Hay un fenómeno muy curioso, que puedo ejemplificar con la gran novela «El verano en que mi madre tuvo los ojos verdes»: la novela supura odio, pero es un odio que, en retrospectiva, no tiene mucho sentido.
La historia está narrada en pasado. Quien narra ya no siente ese odio o no así de intensamente, por lo que no tiene sentido que alguien se narre a sí mismo con tanto exceso el recuerdo de alguien que ya no odia, La única razón por la que alguien lo haría es para crear esta ilusión de «historia de odio» y pareciera que la historia de odio existe porque es lo que quiso la autora, no porque sea creíble que alguien lo narre así en retrospectiva. En retrospectiva, alguien que ya no odia tanto, sería más benevolente al recordarlo todo, o se odiaría a sí mismo. Es un artilugio literario en el más amplio sentido: esa historia, la historia de «El verano en que mi madre tuvo los ojos verdes», no podría existir en ningún otro medio que no sea la literatura, que no sean palabras con una carga que no deberían de tener, pero lo tienen.
En el caso de esa novela, la consciencia de que no debería de ser narrada así, que debió ser más benevolente, llega hasta el final, porque sólo hasta ahí el odio se desvanece. Funciona muy bien como artefacto, pero la relectura se ve mermada, creo, porque el efecto se pierde. Como uno va acompañando a quien narra, pareciera que el efecto de la consciencia, y por lo tanto, de la suavización del odio, llega en el momento justo para el personaje. Pero es trampa: el relato está en pasado. Tú como lector tienes una epifanía que el personaje emula al narrar, aunque no tendría por qué.
¿Ven la gran trampa que es la literatura? Esos juegos, esas historias que sólo pueden existir del modo en que están escritas y no de otro, porque se derrumban, son las que le regresan a uno la fe en la literatura como arte: el arte de crear verdades que sólo pueden existir ahí, que de cualquier otro serían mentira.

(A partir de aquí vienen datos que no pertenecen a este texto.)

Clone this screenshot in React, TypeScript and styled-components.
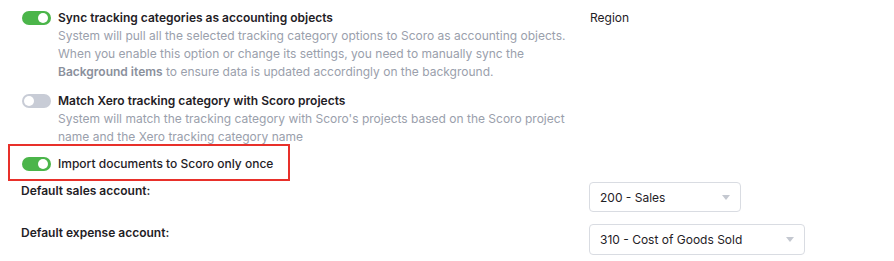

En el caso de aquella novela, el pacto no es roto sino hasta luego de ser terminada, y para entonces, la historia se ha completado, y el efecto se logró. La literatura triunfó sobre el lector.
El gran problema viene, creo, cuando un recurso tan truculento es repetido sistemáticamente, en historias breves. Porque en cada lectura nueva, de cada cuento, sientes que relees el artefacto, que comprendes el modo en que te cuentan una verdad que es mentira, y todo se cae. El problema es asumir que el lector no se dará cuenta de que le estás contando diez, veinte, cincuenta historias de odio (o de lo que cualquier otra emoción) en el espacio en el que alguien contó una, y que seguirá creyendo en que el odio no se redimirá, cuando la epifanía se repite. Eso sólo hace evidente la mentira. Y ya no te cree.
Ese es el problema que estoy teniendo con «Pelea de gallos» (Páginas de Espuma, 2018), y por el que abandono su lectura, a la mitad: repetidamente es contada la historia en la que la brutalidad, violencia y relaciones tóxicas y universales (todos con todos) destruirán al personaje, pero nada pasa, todos se ensucian pero viven.
Con el primer cuento, «Subasta», la reacción es de incredulidad. Pero con los siguientes cuentos, el asco, la violencia absurda, la gente edgy, se repite de tal modo que ya no queda ni el engaño ni la epifanía, y el pacto con el lector ahora es otro.
La estructura en los cuentos es muy similar: casi todo lo narrado es el pasado de la protagonista, que casi siempre es una mujer violenta o que ha sido violentada, que es distinta a otras mujeres por su físico o su condición social, y que al ser sometida a la violencia y a la depravación desde muy joven, le ahorra dolores cuando ya es adulta: la chica recuerda algo edgy y violento, luego algo pasa que es solucionado o soportado gracias a eso edgy, fin. El efecto de impacto se pierde cuando todos los personajes están rodeados de incesto o animales muertos o abuso extremo, o son ellos quienes abusan.
Diría, incluso, que hay algo humorístico en el horror de los cuentos. En Subasta, por ejemplo, que es el cuento que abre el libro, la protagonista no parece muy preocupada por su posible asesinato. No sé aún explicar el por qué de esto, pero el pacto es aún más confuso entonces: ¿qué busca la autora de mí? ¿Quiere que me horrorice con sus horrores tan naturalizados, o quiere que me ría?
En última instancia, mi problema con el libro es que no alcanzo a comprender cuál es el pacto que trata de establecer conmigo: su prosa llana, casi de guion cinematográfico, exhibe una violencia, fluidos y relaciones que explotan todo el tiempo, y acaban sin más.
Hay un límite para la cantidad de veces que un pacto así puede ser sostenido. En mi caso, fueron 7 cuentos y ni uno más.